If a leader thinks all they need is their power and their position, that the details of what they do doesn’t matter – That’s Not Leadership.

Now, many of you are likely thinking at this moment – duh! No s*&t. Except that’s what many people in leadership positions do. In the face of opposition, rather then doing the real work of leadership and engaging with team members who feel and think differently, to convert that opposition into power, and to build a coalition of collaboration, the weak leader finds ways to weed out the opposition, or to stonewall until the opponent quits, or simply ignores them and does whatever they want to do anyway — to hell with everyone else. Dare I say…you only have to look as far as Congress to see this behavior in action.

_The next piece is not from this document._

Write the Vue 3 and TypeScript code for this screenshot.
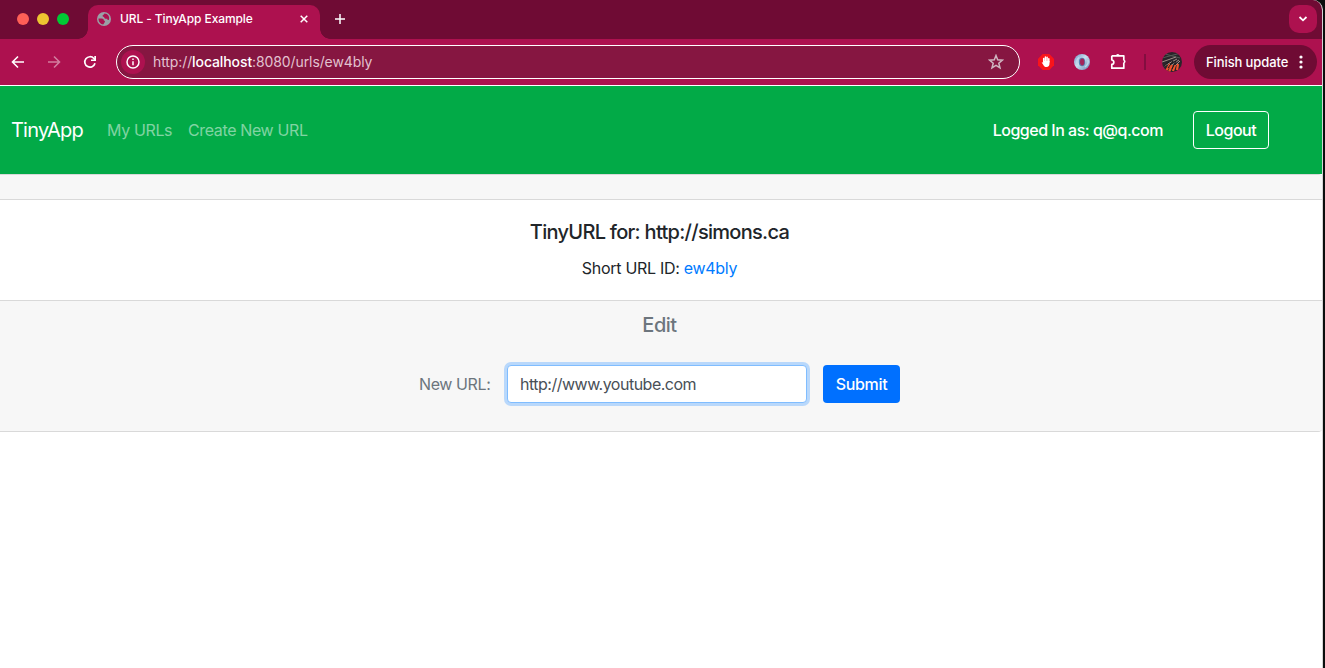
<script setup lang="ts">
import { ref } from 'vue'

const newUrl = ref('http://www.youtube.com')
const feathers = ['M0 10 14 5', 'M2 14 15 7', 'M7 15 17 8', 'M12 15 18 9']
</script>

<template>
  <div class="desktop">
    <div class="window">
      <header class="tabs">
        <div class="lights"><i class="red" /><i class="yellow" /><i class="green" /></div>
        <div class="tab">
          <svg class="globe" width="14" height="14" viewBox="0 0 14 14">
            <circle cx="7" cy="7" r="7" fill="#9aa0a6" />
            <path d="M1.500 6.500h3.200c1.800 0 2.300 1 2.100 2 1.400.2 1.500 1.300.6 2.200L6.200 12.500C3.400 12.200 1.400 9.800 1.500 6.500zM7.400 1.500c0 1.500-1.700 1-1.800 2.300 0 .8.6 1.200 1.500 1.100.2 1.700 1.400 1.900 3.200 1.800 0 1.200.7 1.500 1.600 1.100C13 4.700 10.800 1.400 7.400 1.500z" fill="#ad114f" />
          </svg>
          <span class="tab-title">URL - TinyApp Example</span>
          <svg class="close" width="8" height="8" viewBox="0 0 8 8"><path d="m.7.7 6.600 6.600m0-6.600L.7 7.300" stroke="#fff" stroke-width="1.500" /></svg>
        </div>
        <svg class="plus" width="10" height="10" viewBox="0 0 10 10"><path d="M5 0v10M0 5h10" stroke="#fff" stroke-width="1.500" /></svg>
        <div class="chevron">
          <svg width="10" height="6" viewBox="0 0 10 6"><path d="m1.500 1 3.500 3.300L8.500 1" fill="none" stroke="#fff" stroke-width="1.800" /></svg>
        </div>
      </header>

      <div class="toolbar">
        <svg class="arrow" width="14" height="14" viewBox="0 0 14 14"><path d="M13 7H2M7 1.500 1.500 7 7 12.500" fill="none" stroke="#fff" stroke-width="1.600" /></svg>
        <svg class="arrow faded" width="14" height="14" viewBox="0 0 14 14"><path d="M1 7h11M7 1.500 12.500 7 7 12.500" fill="none" stroke="#fff" stroke-width="1.600" /></svg>
        <svg class="reload" width="14" height="14" viewBox="0 0 14 14"><path d="M12 8.300A5.200 5.200 0 1 1 10.900 3.500L12.200 5" fill="none" stroke="#fff" stroke-width="1.700" /><path d="M11.300 1H13v5H8V4.400h3.300z" fill="#fff" /></svg>
        <div class="address">
          <span class="info">
            <svg width="14" height="14" viewBox="0 0 14 14"><circle cx="7" cy="7" r="6" fill="none" stroke="#fff" stroke-width="1.500" /><path d="M7 6.300v4M7 3.500v1.500" stroke="#fff" stroke-width="1.500" /></svg>
          </span>
          <span class="url">http://<b>localhost</b>:8080/urls/ew4bly</span>
          <svg class="star" width="16" height="16" viewBox="0 0 16 16"><path d="m8 1.500 1.700 4.300 4.700.4-3.600 3 1.200 4.600L8 11.300l-4 2.500 1.200-4.600-3.600-3 4.700-.4z" fill="none" stroke="#cfb5c0" stroke-width="1.500" /></svg>
        </div>
        <svg class="blocker" width="16" height="16" viewBox="0 0 16 16">
          <path d="M4.700 0h6.600L16 4.700v6.600L11.300 16H4.700L0 11.300V4.700z" fill="#f9141b" />
          <path d="M5.700 8V4.400M7.400 8V3M9.100 8V3.200M10.800 8V4.800" stroke="#fff" stroke-width="1.500" stroke-linecap="round" />
          <path d="M5 7h6.500v2.500c0 2-1 3.500-3 3.500-1.700 0-2.500-.8-3.300-2.300L3.700 8.500c.5-.5 1-.2 1.600.4z" fill="#fff" />
        </svg>
        <svg class="ring" width="16" height="16" viewBox="0 0 16 16">
          <defs><linearGradient id="steel" x1="0" y1="0" x2="1" y2="1"><stop offset="0" stop-color="#6e94c5" /><stop offset=".45" stop-color="#c9dfef" /><stop offset="1" stop-color="#6588b6" /></linearGradient></defs>
          <circle cx="8" cy="8" r="8" fill="url(#steel)" />
          <path d="M3 11Q2 6 5 3.500M11 13q4-3 3-7" fill="none" stroke="#bdd5eb" stroke-width="1.500" />
          <ellipse cx="8" cy="8" rx="3.200" ry="4.300" fill="#5685b5" />
          <ellipse cx="8.200" cy="8" rx="2.200" ry="3.400" fill="#a3265c" />
        </svg>
        <svg class="puzzle" width="17" height="17" viewBox="0 0 17 17"><path d="M1.800 2.800h12v4.600M13.800 9.600v5.600h-12v-3.800c2.700-.3 2.700-4.100 0-4.400V2.800" fill="none" stroke="#fff" stroke-width="1.700" stroke-linejoin="round" /><path d="M6 2.700a1.800 1.800 0 0 1 3.600 0zM13.800 6.700a1.800 1.800 0 0 1 0 3.600z" fill="#fff" /></svg>
        <i class="divider" />
        <svg class="avatar" width="20" height="20" viewBox="0 0 20 20">
          <clipPath id="disc"><circle cx="10" cy="10" r="10" /></clipPath>
          <g clip-path="url(#disc)" fill="none">
            <rect width="20" height="20" fill="#29252a" />
            <path d="M0 6 19 1M3 2l15 4" stroke="#545b55" />
            <path v-for="d in feathers" :key="d" :d="d" stroke="#a1908a" />
            <path d="M4 19 8 12M7 20l3-7M11 19l2-6M15 18l1-6" stroke="#f0532d" stroke-width="2.200" />
            <path d="M6 16l5-7M10 17l4-8M2 14l5-4" stroke="#161719" />
          </g>
        </svg>
        <div class="update"><span>Finish update</span><svg width="4" height="14" viewBox="0 0 4 14" fill="#fff"><circle cx="2" cy="2" r="1.600" /><circle cx="2" cy="7" r="1.600" /><circle cx="2" cy="12" r="1.600" /></svg></div>
      </div>

      <nav class="navbar">
        <a class="brand">TinyApp</a>
        <a class="link my">My URLs</a>
        <a class="link create">Create New URL</a>
        <span class="user">Logged In as: q@q.com</span>
        <button class="logout">Logout</button>
      </nav>

      <main class="card">
        <div class="card-header" />
        <section class="card-body">
          <h5 class="title">TinyURL for: http://simons.ca</h5>
          <p class="short">Short URL ID: <a>ew4bly</a></p>
        </section>
        <footer class="card-footer">
          <h5 class="edit">Edit</h5>
          <form class="form" @submit.prevent>
            <label for="new-url">New URL:</label>
            <input id="new-url" v-model="newUrl" type="text" spellcheck="false">
            <button type="submit">Submit</button>
          </form>
        </footer>
      </main>
    </div>
  </div>
</template>

<style>
body { margin: 0; overflow: hidden; }
</style>

<style scoped>
* { box-sizing: border-box; }
.desktop { width: 1325px; height: 668px; background: #0b0e0d; font-family: Inter, "Liberation Sans", sans-serif; font-size: 16px; line-height: 24px; letter-spacing: -0.3px; white-space: nowrap; overflow: hidden; }
.window { width: 1323px; height: 668px; background: #fff; border-right: 1px solid #d5d5d5; border-top-right-radius: 10px; overflow: hidden; }
svg { display: block; flex: none; }
.tabs { height: 39px; background: #6f0b34; display: flex; align-items: flex-start; }
.lights { display: flex; gap: 8px; padding: 13px 0 0 17px; width: 88px; flex: none; }
.lights i { width: 12px; height: 12px; border-radius: 50%; }
.red { background: #ff5f57; }
.yellow { background: #edc531; }
.green { background: #00ca35; }
.tab { position: relative; width: 232px; height: 34px; margin-top: 5px; border-radius: 10px 10px 0 0; background: #ad114f; color: #fff; display: flex; align-items: center; padding: 0 12px 6px 9px; }
.tab::before, .tab::after { content: ""; position: absolute; bottom: 0; width: 10px; height: 10px; }
.tab::before { left: -10px; background: radial-gradient(circle at 0 0, transparent 9.500px, #ad114f 10px); }
.tab::after { right: -10px; background: radial-gradient(circle at 100% 0, transparent 9.500px, #ad114f 10px); }
.tab-title { margin-left: 9px; font-size: 12px; font-weight: 500; letter-spacing: -0.1px; line-height: 16px; }
.close { margin-left: auto; }
.plus { margin: 14px 0 0 15px; }
.chevron { margin: 5px 5px 0 auto; width: 28px; height: 28px; border-radius: 10px; background: #ad114f; display: grid; place-items: center; }
.toolbar { height: 47px; background: #ad114f; border-bottom: 1px solid #fff; display: flex; align-items: center; padding: 0 5px 0 11px; }
.arrow { margin-right: 22px; }
.faded { opacity: .45; }
.address { width: 904px; height: 34px; margin-left: 19px; border: 1px solid #fff; border-radius: 17px; background: #861641; display: flex; align-items: center; padding: 0 15px 0 4px; }
.info { width: 24px; height: 24px; border-radius: 50%; background: #ad114f; display: grid; place-items: center; }
.url { margin-left: 8px; color: #e2c2cf; font-size: 14px; letter-spacing: -0.1px; }
.url b { color: #fff; font-weight: 500; }
.star { margin-left: auto; }
.blocker { margin-left: 18px; }
.ring { margin-left: 20px; }
.puzzle { margin: 0 0 2px 20px; }
.divider { width: 2px; height: 16px; margin-left: 17px; background: #830e40; }
.avatar { margin-left: 16px; }
.update { margin-left: auto; width: 123px; height: 34px; border-radius: 17px; background: #6f0b34; color: #fff; font-size: 13px; font-weight: 500; letter-spacing: -0.1px; display: flex; align-items: center; justify-content: space-between; padding: 0 14px 0 12px; }
.navbar { height: 88px; background: #02aa47; color: #fff; display: flex; align-items: center; padding: 0 53px 0 11px; }
.brand { width: 96px; font-size: 20px; letter-spacing: -0.8px; }
.link { color: rgba(255, 255, 255, .5); letter-spacing: -0.37px; }
.my { width: 81px; }
.user { margin-left: auto; margin-right: 30px; font-weight: 500; letter-spacing: -0.49px; }
.logout { width: 76px; height: 38px; border: 1px solid #fff; border-radius: 4px; background: transparent; color: #fff; font: 500 16px/24px Inter, sans-serif; letter-spacing: -0.5px; padding: 0; }
.card { border: solid #d9d9d9; border-width: 1px 0; border-radius: 0 4px 4px 0; overflow: hidden; }
.card-header { height: 25px; background: #f7f7f7; border-bottom: 1px solid #d9d9d9; }
.card-body { height: 100px; padding: 20px 3px 0 0; text-align: center; color: #212529; }
.title { margin: 0; font-size: 20px; line-height: 24px; font-weight: 500; letter-spacing: -0.71px; }
.short { margin: 12px 0 0; }
.short a { color: #007bff; }
.card-footer { height: 131px; border-top: 1px solid #d9d9d9; background: #f7f7f7; color: #6c757d; padding: 12px 3px 0 0; text-align: center; }
.edit { margin: 0; font-size: 20px; line-height: 24px; font-weight: 500; letter-spacing: -0.5px; }
.form { display: flex; align-items: center; margin: 28px 0 0 419px; }
.form label { width: 88px; text-align: left; letter-spacing: -0.4px; }
.form input { width: 300px; height: 38px; border: 1px solid #80bdff; border-radius: 4px; box-shadow: 0 0 0 3px #b9d8fb; background: #fff; color: #495057; padding: 0 12px; font: 16px/24px Inter, sans-serif; letter-spacing: -0.5px; outline: none; }
.form button { margin-left: 16px; width: 77px; height: 38px; border: 0; border-radius: 4px; background: #0070ff; color: #fff; font: 500 16px/24px Inter, sans-serif; letter-spacing: -0.3px; padding: 0; }
</style>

Real Leadership has the courage to do the work, to find the connection between their goals and what is right for those they lead. Leadership realizes that if you ask someone to do something that pushes against their values, those people will resist in the form of poor performance, low engagement, quitting, or worse. Do you know what’s hard about engaging people or changing people’s behavior – even when they want to change? The human psyche seems to have this overwhelming need to extremify (is that a word?) everything. We start to look at solutions or opportunities and we rapidly jump to the extremes, to worst case scenarios or to the scenarios that prove it won’t work.

Yeah, well, in the immortal words of Bob Newhart: “Stop that!”

We have to remember as leaders that leadership is all too often a series of little wins strung together to achieve something bigger, rather than a singular or wholesale change. It’s not about what we can make people do, it’s about what we can invite people to be a part of. And when we take leadership out of the tumultuous, cut-throat, and vicious world of politics, we begin to realize that how we lead in the real world is far more engaging and human. Business leaders, for instance, have a certain luxury of leading a friendly team, so to speak. Generally everyone who works there wants to be there, and wants the best for the team. Remember that the Wright Brothers didn’t lead their team to manned flight because they had all the answers from the start; they got there because they had buy-in from the start, and together they were willing to live through, work through, and suffer through the failures, challenges and problems.

As leaders, more often then not, what we are leading isn’t a solution at all, but the construct and culture within which we will operate. That way, when the going gets tough – and it always does – we know how to safely, civilly and effectively continue to work together to keep communication open and problem solving vibrant.

Our job as leaders isn’t to have all the answers; it’s to inspire the positive desire to solve the problems that together you will face.